## WHAT THE TASK ASKS
Starting with the first line of the data below, copy each line up to and including the one containing "import React from 'react';". Pictures stay out.

## SUPPLIED MATERIAL
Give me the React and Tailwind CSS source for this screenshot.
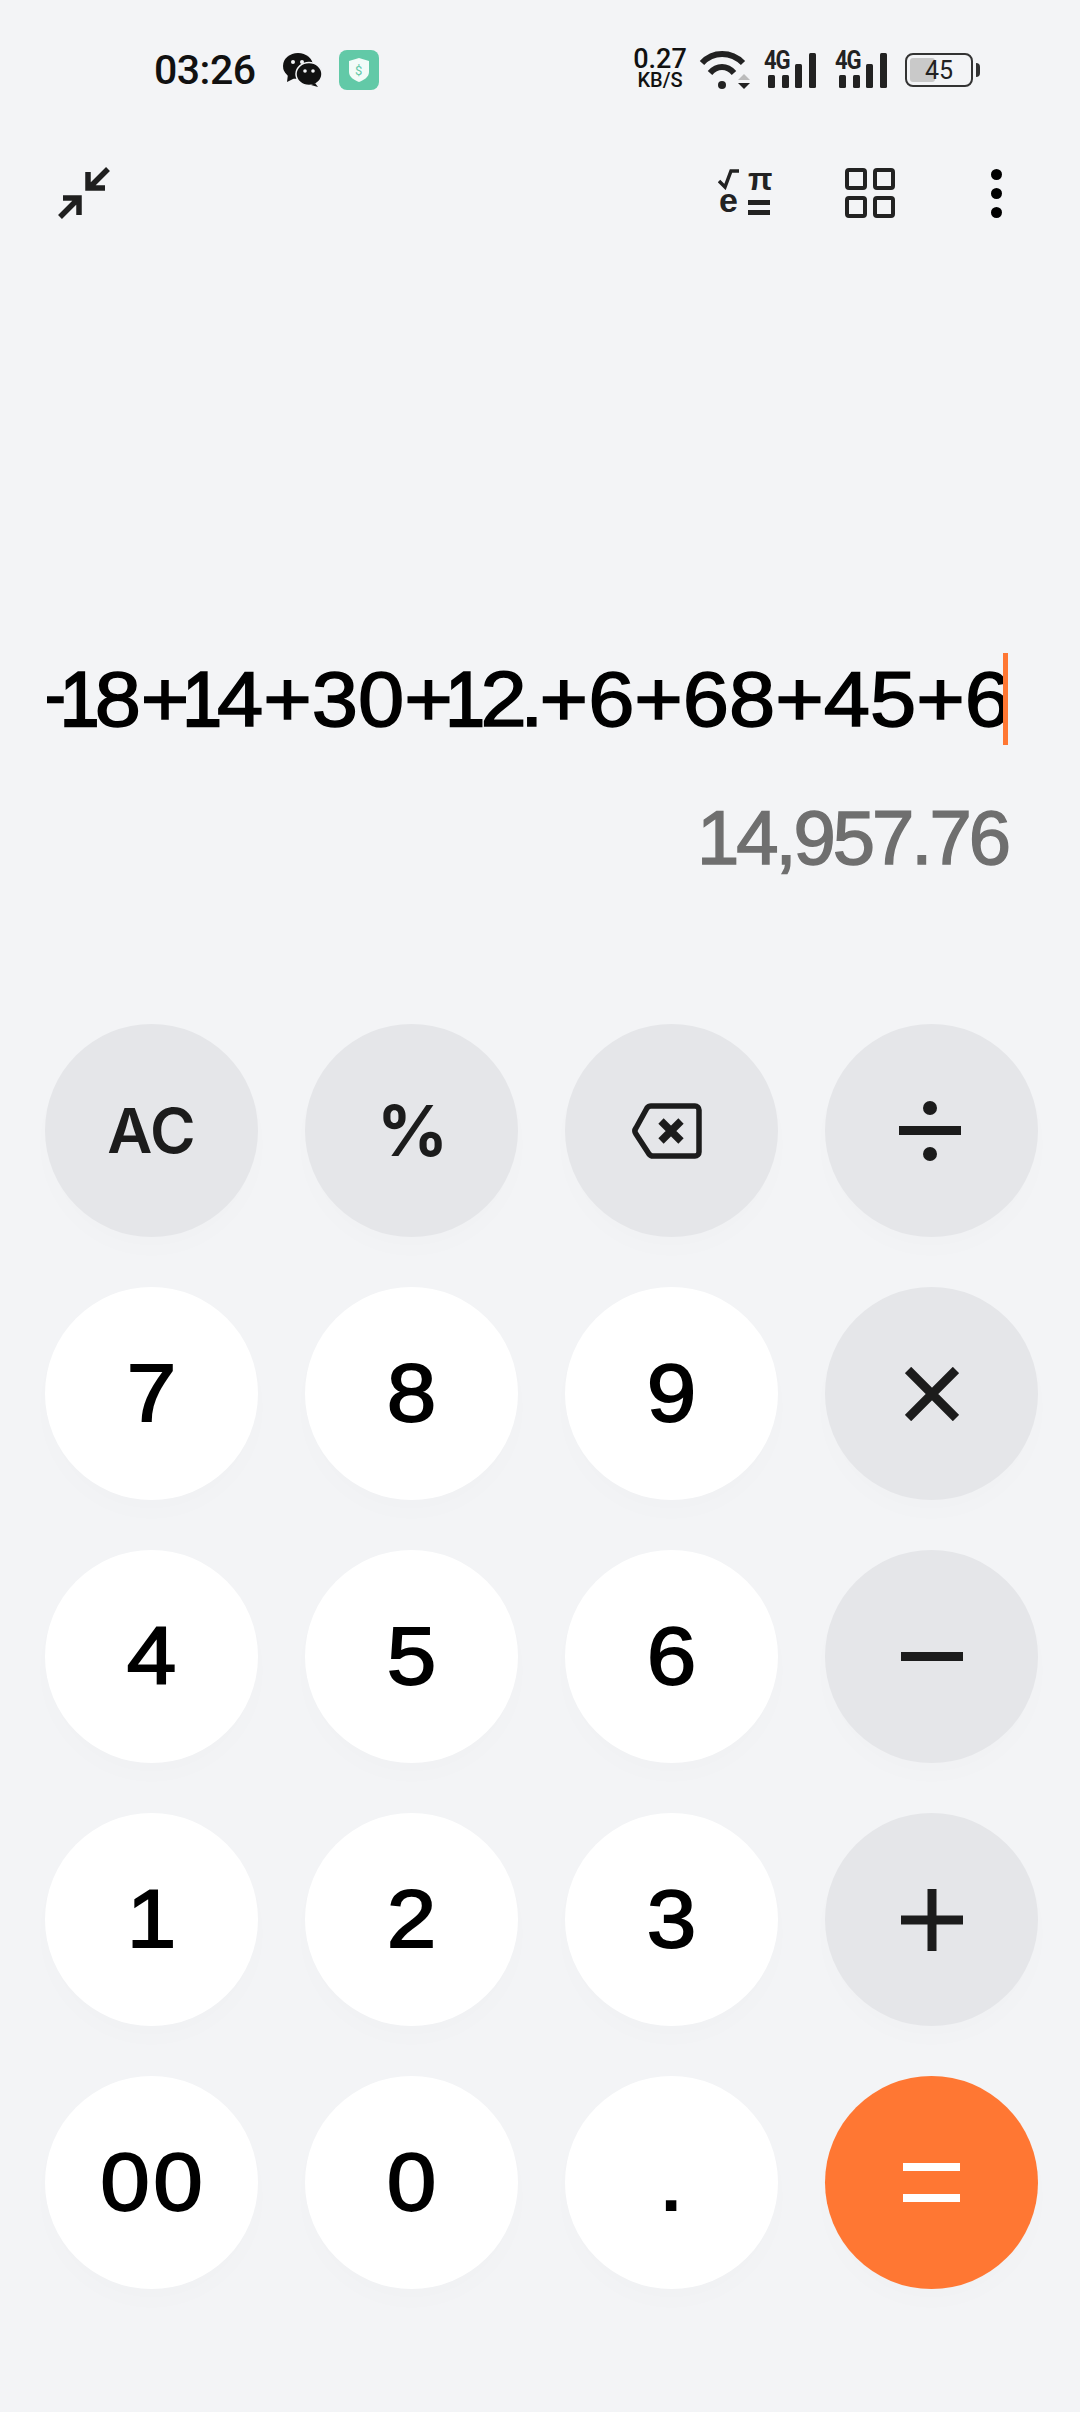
import React from 'react';

const KEYS = [
  { label: 'AC', kind: 'fn', cls: "text-[62px] font-semibold font-['Inter',sans-serif]" },
  { label: '%', kind: 'fn', cls: "text-[70px] font-bold tracking-[-2px] font-['Inter',sans-serif]" },
  { icon: 'back', kind: 'fn' },
  { icon: 'div', kind: 'fn' },
  { label: '7' },
  { label: '8' },
  { label: '9' },
  { icon: 'times', kind: 'fn' },
  { label: '4' },
  { label: '5' },
  { label: '6' },
  { icon: 'minus', kind: 'fn' },
  { label: '1' },
  { label: '2' },
  { label: '3' },
  { icon: 'plus', kind: 'fn' },
  { label: '00' },
  { label: '0' },
  { label: '.' },
  { icon: 'equals', kind: 'eq' },
];

const KeyIcon = ({ name }) => {
  if (name === 'back') {
    return (
      <svg width="70" height="56" viewBox="0 0 70 56" fill="none" stroke="#1c1c1c" className="-ml-[9px]">
        <path d="M19 3H63a4 4 0 0 1 4 4V49a4 4 0 0 1-4 4H21a5 5 0 0 1-4-2L4 31a5 5 0 0 1 0-6L15 5a5 5 0 0 1 4-2Z" strokeWidth="5.500" strokeLinejoin="round" />
        <path d="M29 18 49 38M49 18 29 38" strokeWidth="7.500" />
      </svg>
    );
  }
  if (name === 'div') {
    return (
      <svg width="62" height="62" viewBox="0 0 62 62" fill="#1c1c1c" className="-ml-[3px]">
        <circle cx="31" cy="8" r="7" />
        <rect x="0" y="26" width="62" height="9" />
        <circle cx="31" cy="54" r="7" />
      </svg>
    );
  }
  if (name === 'times') {
    return (
      <svg width="54" height="54" viewBox="0 0 54 54" stroke="#1c1c1c" strokeWidth="9">
        <path d="M3 3 51 51M51 3 3 51" />
      </svg>
    );
  }
  if (name === 'minus') {
    return (
      <svg width="62" height="9" viewBox="0 0 62 9" fill="#1c1c1c">
        <rect width="62" height="9" />
      </svg>
    );
  }
  if (name === 'plus') {
    return (
      <svg width="62" height="62" viewBox="0 0 62 62" fill="#1c1c1c">
        <rect y="26.500" width="62" height="9" />
        <rect x="26.500" width="9" height="62" />
      </svg>
    );
  }
  return (
    <svg width="57" height="39" viewBox="0 0 57 39" fill="#ffffff">
      <rect width="57" height="8" />
      <rect y="31" width="57" height="8" />
    </svg>
  );
};

const Key = ({ item }) => {
  const bg = item.kind === 'fn' ? 'bg-[#e5e6e9] text-[#1c1c1c]' : item.kind === 'eq' ? 'bg-[#ff7733]' : 'bg-white text-black';
  return (
    <button className={`w-[213px] h-[213px] rounded-full flex items-center justify-center leading-none shadow-[0_14px_24px_rgba(0,0,0,0.012)] ${bg} ${item.cls || ''}`}>
      {item.icon ? (
        <KeyIcon name={item.icon} />
      ) : item.cls ? (
        item.label
      ) : (
        <span className="pl-[3px] text-[81px] scale-x-110 tracking-[3px] font-['Liberation_Sans',sans-serif] [-webkit-text-stroke:1.800px_#000]">{item.label}</span>
      )}
    </button>
  );
};

const Signal = () => (
  <div className="relative w-[52px] h-[36px]">
    <span className="absolute left-0 top-[-4px] text-[26px] leading-[24px] font-bold tracking-[-1.500px] text-[#222] scale-x-[0.85] origin-left font-['Roboto',sans-serif]">4G</span>
    <svg width="52" height="36" viewBox="0 0 52 36" fill="#222" className="absolute left-0 top-0">
      <rect x="4" y="23" width="7" height="13" rx="1.500" />
      <rect x="18" y="23" width="7" height="13" rx="1.500" />
      <rect x="31" y="12" width="7" height="24" rx="1.500" />
      <rect x="45" y="1" width="7" height="35" rx="1.500" />
    </svg>
  </div>
);

const StatusBar = () => (
  <div className="h-[140px] pl-[154px] pr-[100px] flex items-center justify-between font-['Roboto',sans-serif]">
    <div className="flex items-center">
      <span className="text-[41px] leading-none font-medium tracking-[-0.500px] text-[#111]">03:26</span>
      <svg width="40" height="34" viewBox="0 0 40 34" className="ml-[26px]">
        <ellipse cx="16" cy="13" rx="15" ry="13" fill="#111" />
        <path d="M6 21 5 29 13 25Z" fill="#111" />
        <ellipse cx="27" cy="21" rx="13" ry="11.500" fill="#111" stroke="#f3f4f6" strokeWidth="1.500" />
        <path d="M33 30 36 34 29 32Z" fill="#111" />
        <circle cx="11" cy="9" r="2" fill="#f3f4f6" />
        <circle cx="20" cy="9" r="2" fill="#f3f4f6" />
        <circle cx="23" cy="18" r="1.800" fill="#f3f4f6" />
        <circle cx="31" cy="18" r="1.800" fill="#f3f4f6" />
      </svg>
      <div className="ml-[17px] w-[40px] h-[40px] rounded-[8px] bg-[#62c9a7] relative flex items-center justify-center">
        <svg width="20" height="24" viewBox="0 0 20 24">
          <path d="M10 0 20 3V14C20 19 15 22 10 24 5 22 0 19 0 14V3Z" fill="#f2fbf8" />
        </svg>
        <span className="absolute inset-0 flex items-center justify-center text-[13px] leading-none text-[#62c9a7]">$</span>
      </div>
    </div>
    <div className="flex items-center">
      <div className="w-[56px] flex flex-col items-center text-[#111] leading-none">
        <span className="text-[27px] leading-[21px] font-medium">0.27</span>
        <span className="text-[20px] leading-[21px] font-medium">KB/S</span>
      </div>
      <svg width="52" height="40" viewBox="0 0 52 40" fill="none" stroke="#222" className="ml-[11px]">
        <path d="M3 13C14 1 32 1 44 13" strokeWidth="6" />
        <path d="M11 23C18 15 28 15 35 23" strokeWidth="6" />
        <circle cx="23" cy="35" r="4" fill="#222" stroke="none" />
        <path d="M39 30 45 24 51 30Z" fill="#bbb" stroke="none" />
        <path d="M39 33 51 33 45 39Z" fill="#222" stroke="none" />
      </svg>
      <div className="ml-[13px]"><Signal /></div>
      <div className="ml-[19px]"><Signal /></div>
      <div className="ml-[18px] flex items-center">
        <div className="relative w-[68px] h-[34px] rounded-[8px] border-[2.500px] border-[#333] p-[3px]">
          <div className="w-[25px] h-full rounded-[3px] bg-[#c9c9c9]" />
          <span className="absolute inset-0 flex items-center justify-center text-[25px] leading-none text-[#222]">45</span>
        </div>
        <div className="ml-[3px] w-[4px] h-[14px] rounded-r bg-[#333]" />
      </div>
    </div>
  </div>
);

const ToolBar = () => (
  <div className="h-[106px] pl-[58px] pr-[78px] flex items-center justify-between">
    <svg width="52" height="52" viewBox="0 0 52 52" fill="none" stroke="#1f1f1f" strokeWidth="5.500">
      <path d="M2 50 21 31M5 31H21V48" />
      <path d="M50 2 32 20M30 5V21H47" />
    </svg>
    <div className="flex items-center">
      <div className="relative w-[52px] h-[48px] text-[#222] font-['Liberation_Sans',sans-serif] font-bold">
        <svg width="22" height="21" viewBox="0 0 22 21" fill="none" stroke="#222" strokeWidth="3.500" className="absolute left-0 top-0">
          <path d="M1 12 7 18 13 2H21" />
        </svg>
        <span className="absolute left-[30px] top-[-7px] text-[32px] leading-[34px]">π</span>
        <span className="absolute left-[1px] top-[13px] text-[34px] leading-[36px]">e</span>
        <div className="absolute left-[30px] top-[31px] w-[22px] h-[5px] bg-[#222]" />
        <div className="absolute left-[30px] top-[41px] w-[22px] h-[5px] bg-[#222]" />
      </div>
      <div className="ml-[75px] grid grid-cols-2 gap-[6px]">
        <div className="w-[22px] h-[22px] border-[4.500px] border-[#222] rounded-[4px]" />
        <div className="w-[22px] h-[22px] border-[4.500px] border-[#222] rounded-[4px]" />
        <div className="w-[22px] h-[22px] border-[4.500px] border-[#222] rounded-[4px]" />
        <div className="w-[22px] h-[22px] border-[4.500px] border-[#222] rounded-[4px]" />
      </div>
      <div className="ml-[96px] flex flex-col gap-[8px]">
        <div className="w-[11px] h-[11px] rounded-full bg-black" />
        <div className="w-[11px] h-[11px] rounded-full bg-black" />
        <div className="w-[11px] h-[11px] rounded-full bg-black" />
      </div>
    </div>
  </div>
);

// the 1 and the dot sit much tighter than Liberation's fixed digit width
const Expression = ({ text }) => (
  <span className="whitespace-nowrap text-[78px] leading-none text-black shrink-0 scale-x-[1.065] translate-x-[3px] origin-right font-['Liberation_Sans',sans-serif] [-webkit-text-stroke:1.500px_#000]">
    {text.split('').map((ch, i) => {
      if (ch === '1') return <span key={i} className="inline-block w-[26px] -ml-[7px] mr-[7px] scale-x-[0.85] origin-left [-webkit-text-stroke:2.500px_#000]">1</span>;
      if (ch === '.') return <span key={i} className="-ml-[6px] -mr-[3.500px]">.</span>;
      return ch;
    })}
  </span>
);

export default function App() {
  return (
    <div className="w-[1080px] h-[2412px] bg-[#f3f4f6] overflow-hidden font-['Inter',sans-serif]">
      <StatusBar />
      <ToolBar />
      {/* expression and running result */}
      <div className="pt-[407px] pl-[47px] pr-[72px]">
        <div className="relative h-[92px] flex items-center justify-end overflow-hidden">
          <Expression text="+18+14+30+12.+6+68+45+6" />
          <div className="absolute right-0 top-0 w-[5px] h-full bg-[#ff7733]" />
        </div>
        <div className="mt-[47px] text-right text-[76px] leading-[92px] text-[#6f6f6f] tracking-[-3px] font-['Liberation_Sans',sans-serif] [-webkit-text-stroke:1.500px_#6f6f6f]">14,957.76</div>
      </div>
      {/* keypad */}
      <div className="mt-[140px] pl-[45px] grid grid-cols-[repeat(4,213px)] gap-x-[47px] gap-y-[50px]">
        {KEYS.map((item, i) => (
          <Key key={i} item={item} />
        ))}
      </div>
    </div>
  );
}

## THE OUTPUT
Give me the React and Tailwind CSS source for this screenshot.
import React from 'react';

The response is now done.